SUPPLIED DATA:
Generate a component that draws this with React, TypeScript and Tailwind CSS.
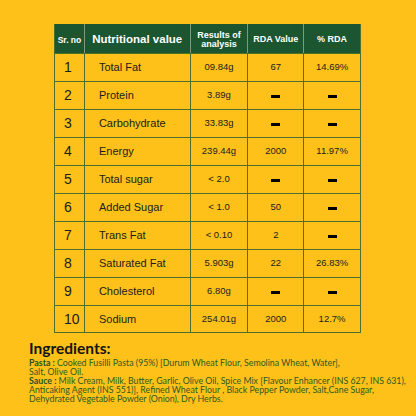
const rows = [
  { n: "1", name: "Total Fat", result: "09.84g", rda: "67", pct: "14.69%" },
  { n: "2", name: "Protein", result: "3.89g", rda: null, pct: null },
  { n: "3", name: "Carbohydrate", result: "33.83g", rda: null, pct: null },
  { n: "4", name: "Energy", result: "239.44g", rda: "2000", pct: "11.97%" },
  { n: "5", name: "Total sugar", result: "< 2.0", rda: null, pct: null },
  { n: "6", name: "Added Sugar", result: "< 1.0", rda: "50", pct: null },
  { n: "7", name: "Trans Fat", result: "< 0.10", rda: "2", pct: null },
  { n: "8", name: "Saturated Fat", result: "5.903g", rda: "22", pct: "26.83%" },
  { n: "9", name: "Cholesterol", result: "6.80g", rda: null, pct: null },
  { n: "10", name: "Sodium", result: "254.01g", rda: "2000", pct: "12.7%" },
];

function Dash() {
  return <div className="w-[9px] h-[3px] bg-black mt-[2px]" />;
}

function Value({ v }: { v: string | null }) {
  return v ? <span>{v}</span> : <Dash />;
}

export default function App() {
  return (
    <div
      className="w-[416px] h-[416px] bg-[#fdc11a] overflow-hidden"
      style={{ fontFamily: '"Liberation Sans", Arial, sans-serif' }}
    >
      <div className="pt-[24px] pl-[54px]">
        <div className="w-[307px] border-l border-[#4d6e2c] text-[#1c1c1c]">
          <div className="flex h-[29px] bg-[#1b5631] text-white font-bold">
            <div className="w-[30px] flex items-center justify-center pt-[3px] text-[8.5px] border-r border-[#7c9a7e]">
              Sr. no
            </div>
            <div className="w-[106px] flex items-center justify-center pt-[3px] text-[11.5px] border-r border-[#7c9a7e]">
              Nutritional value
            </div>
            <div className="w-[58px] flex items-center justify-center pt-[3px] text-[9px] leading-[9px] text-center border-r border-[#7c9a7e]">
              Results of<br />analysis
            </div>
            <div className="w-[56px] flex items-center justify-center pt-[3px] text-[9px] border-r border-[#7c9a7e]">
              RDA Value
            </div>
            <div className="w-[57px] flex items-center justify-center pt-[3px] text-[9px] border-r border-[#4d6e2c]">
              % RDA
            </div>
          </div>
          {rows.map((r) => (
            <div key={r.n} className="flex h-[28px] border-t border-[#4d6e2c] last:border-b">
              <div className="w-[30px] flex items-center pl-[9px] text-[14px] border-r border-[#4d6e2c]">
                {r.n}
              </div>
              <div className="w-[106px] flex items-center pl-[14px] text-[11px] border-r border-[#4d6e2c]">
                {r.name}
              </div>
              <div className="w-[58px] flex items-center justify-center text-[9.5px] border-r border-[#4d6e2c]">
                {r.result}
              </div>
              <div className="w-[56px] flex items-center justify-center text-[9.5px] border-r border-[#4d6e2c]">
                <Value v={r.rda} />
              </div>
              <div className="w-[57px] flex items-center justify-center text-[9.5px] border-r border-[#4d6e2c]">
                <Value v={r.pct} />
              </div>
            </div>
          ))}
        </div>
      </div>
      <div className="pl-[29px] mt-[8px]" style={{ fontFamily: 'Lato, "Open Sans", sans-serif' }}>
        <div className="text-[15.5px] font-bold leading-none text-[#141414]">Ingredients:</div>
        <div className="mt-[1px] text-[8.8px] leading-[9px] text-[#2b5a1f] whitespace-nowrap">
          <span className="font-bold text-[#1e5128]">Pasta : </span>
          Cooked Fusilli Pasta (95%) [Durum Wheat Flour, Semolina Wheat, Water],
          <br />
          Salt, Olive Oil.
          <br />
          <span className="font-bold text-[#1e5128]">Sauce : </span>
          {" "}Milk Cream, Milk, Butter, Garlic, Olive Oil, Spice Mix [Flavour Enhancer (INS 627, INS 631),
          <br />
          Anticaking Agent (INS 551)], Refined Wheat Flour , Black Pepper Powder, Salt,Cane Sugar,
          <br />
          Dehydrated Vegetable Powder (Onion), Dry Herbs.
        </div>
      </div>
    </div>
  );
}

WHAT YOU HAVE TO DO: Transcribe the material exactly, and leave out whatever pictures it holds.

RESPONSE FOR THIS EXERCISE:
Generate a component that draws this with React, TypeScript and Tailwind CSS.
const rows = [
  { n: "1", name: "Total Fat", result: "09.84g", rda: "67", pct: "14.69%" },
  { n: "2", name: "Protein", result: "3.89g", rda: null, pct: null },
  { n: "3", name: "Carbohydrate", result: "33.83g", rda: null, pct: null },
  { n: "4", name: "Energy", result: "239.44g", rda: "2000", pct: "11.97%" },
  { n: "5", name: "Total sugar", result: "< 2.0", rda: null, pct: null },
  { n: "6", name: "Added Sugar", result: "< 1.0", rda: "50", pct: null },
  { n: "7", name: "Trans Fat", result: "< 0.10", rda: "2", pct: null },
  { n: "8", name: "Saturated Fat", result: "5.903g", rda: "22", pct: "26.83%" },
  { n: "9", name: "Cholesterol", result: "6.80g", rda: null, pct: null },
  { n: "10", name: "Sodium", result: "254.01g", rda: "2000", pct: "12.7%" },
];

function Dash() {
  return <div className="w-[9px] h-[3px] bg-black mt-[2px]" />;
}

function Value({ v }: { v: string | null }) {
  return v ? <span>{v}</span> : <Dash />;
}

export default function App() {
  return (
    <div
      className="w-[416px] h-[416px] bg-[#fdc11a] overflow-hidden"
      style={{ fontFamily: '"Liberation Sans", Arial, sans-serif' }}
    >
      <div className="pt-[24px] pl-[54px]">
        <div className="w-[307px] border-l border-[#4d6e2c] text-[#1c1c1c]">
          <div className="flex h-[29px] bg-[#1b5631] text-white font-bold">
            <div className="w-[30px] flex items-center justify-center pt-[3px] text-[8.5px] border-r border-[#7c9a7e]">
              Sr. no
            </div>
            <div className="w-[106px] flex items-center justify-center pt-[3px] text-[11.5px] border-r border-[#7c9a7e]">
              Nutritional value
            </div>
            <div className="w-[58px] flex items-center justify-center pt-[3px] text-[9px] leading-[9px] text-center border-r border-[#7c9a7e]">
              Results of<br />analysis
            </div>
            <div className="w-[56px] flex items-center justify-center pt-[3px] text-[9px] border-r border-[#7c9a7e]">
              RDA Value
            </div>
            <div className="w-[57px] flex items-center justify-center pt-[3px] text-[9px] border-r border-[#4d6e2c]">
              % RDA
            </div>
          </div>
          {rows.map((r) => (
            <div key={r.n} className="flex h-[28px] border-t border-[#4d6e2c] last:border-b">
              <div className="w-[30px] flex items-center pl-[9px] text-[14px] border-r border-[#4d6e2c]">
                {r.n}
              </div>
              <div className="w-[106px] flex items-center pl-[14px] text-[11px] border-r border-[#4d6e2c]">
                {r.name}
              </div>
              <div className="w-[58px] flex items-center justify-center text-[9.5px] border-r border-[#4d6e2c]">
                {r.result}
              </div>
              <div className="w-[56px] flex items-center justify-center text-[9.5px] border-r border-[#4d6e2c]">
                <Value v={r.rda} />
              </div>
              <div className="w-[57px] flex items-center justify-center text-[9.5px] border-r border-[#4d6e2c]">
                <Value v={r.pct} />
              </div>
            </div>
          ))}
        </div>
      </div>
      <div className="pl-[29px] mt-[8px]" style={{ fontFamily: 'Lato, "Open Sans", sans-serif' }}>
        <div className="text-[15.5px] font-bold leading-none text-[#141414]">Ingredients:</div>
        <div className="mt-[1px] text-[8.8px] leading-[9px] text-[#2b5a1f] whitespace-nowrap">
          <span className="font-bold text-[#1e5128]">Pasta : </span>
          Cooked Fusilli Pasta (95%) [Durum Wheat Flour, Semolina Wheat, Water],
          <br />
          Salt, Olive Oil.
          <br />
          <span className="font-bold text-[#1e5128]">Sauce : </span>
          {" "}Milk Cream, Milk, Butter, Garlic, Olive Oil, Spice Mix [Flavour Enhancer (INS 627, INS 631),
          <br />
          Anticaking Agent (INS 551)], Refined Wheat Flour , Black Pepper Powder, Salt,Cane Sugar,
          <br />
          Dehydrated Vegetable Powder (Onion), Dry Herbs.
        </div>
      </div>
    </div>
  );
}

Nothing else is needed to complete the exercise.